1. Load Magnitude Effect: The dynamic transmission error of the RV reducer exhibits a positive correlation with increasing load magnitude. Higher loads lead to larger error amplitudes and greater signal dispersion (standard deviation). This is primarily due to increased elastic deformation at the meshing interfaces, most significantly within the cycloid-pin gear pair, which is the main source of compliance in the system.
2. Spectral Characteristics: The frequency content of the transmission error is dominated by the intrinsic kinematic frequencies of the RV reducer, specifically near 0.02 Hz (associated with the cycloid disc revolution/crankshaft frequency) and 0.28 Hz (associated with the first-stage planetary gear meshing). The low-frequency cumulative error near 0 Hz is most prominent and is highly sensitive to load.
3. Load Pattern Effect: The pattern of load application significantly influences the stability of the transmission error. For identical average load and speed conditions, a sinusoidal load causes the highest degree of dispersion in the transmission error due to its continuous variation. A square wave load, while having a statistical dispersion similar to a constant load, introduces harmful shock transients during load steps that can accelerate wear and failure. Constant loading provides the most stable transmission error output.
4. Operational Stability Zones: Both very low-load and very high-load (near rated capacity) conditions are detrimental to transmission error stability. Low loads can lead to unstable meshing and increased error, while high loads exacerbate deformations and error accumulation.

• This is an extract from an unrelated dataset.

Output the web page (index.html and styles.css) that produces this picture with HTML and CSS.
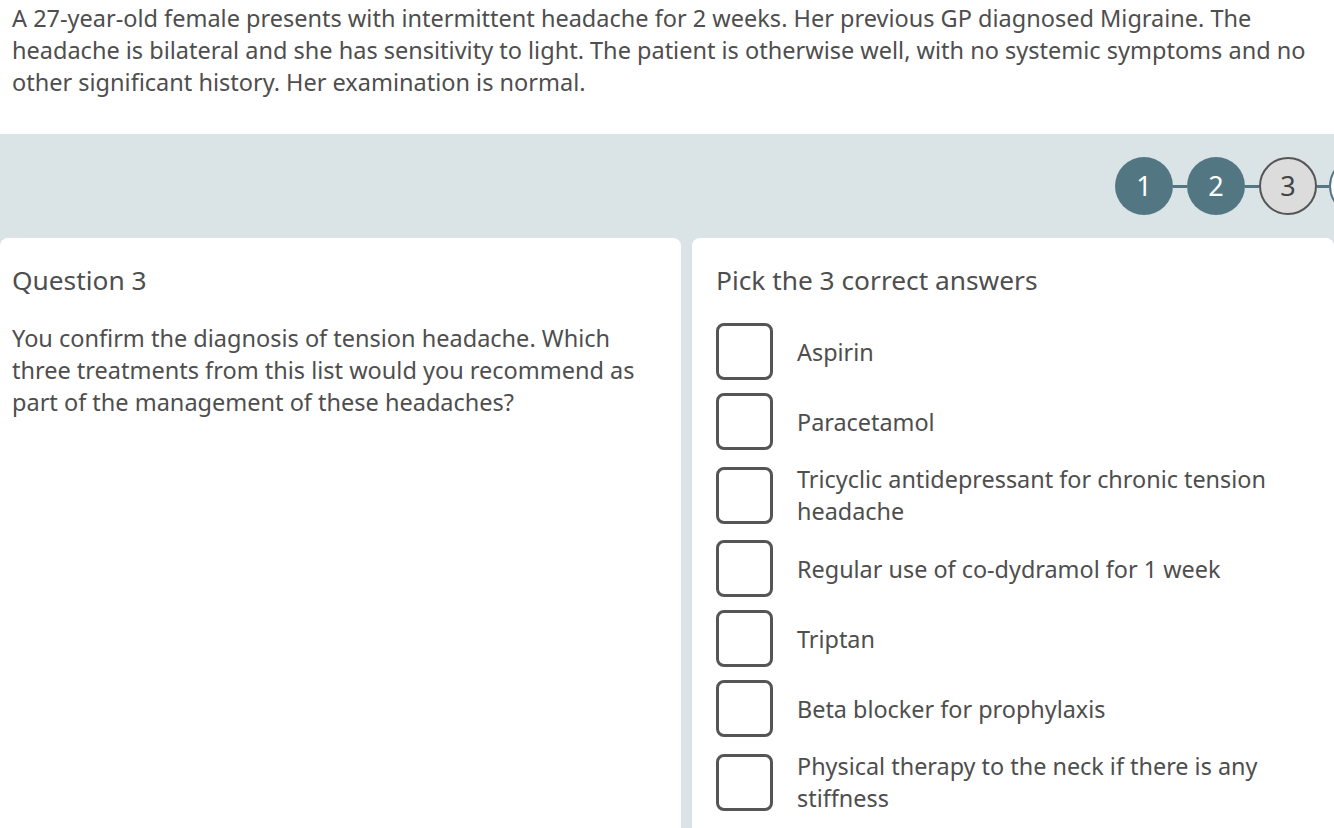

Optimal, stable operation of the RV reducer occurs within a moderate load range.
In summary, for high-precision robotic applications utilizing an RV reducer, motion profiles should be designed to minimize sudden load changes (avoid square-wave-like torque demands) and, where possible, operate within a stable, moderate load range. Smoothly varying loads, while causing more error fluctuation, are less damaging than shock loads. This understanding is crucial for improving the positioning accuracy, longevity, and application robustness of industrial robots.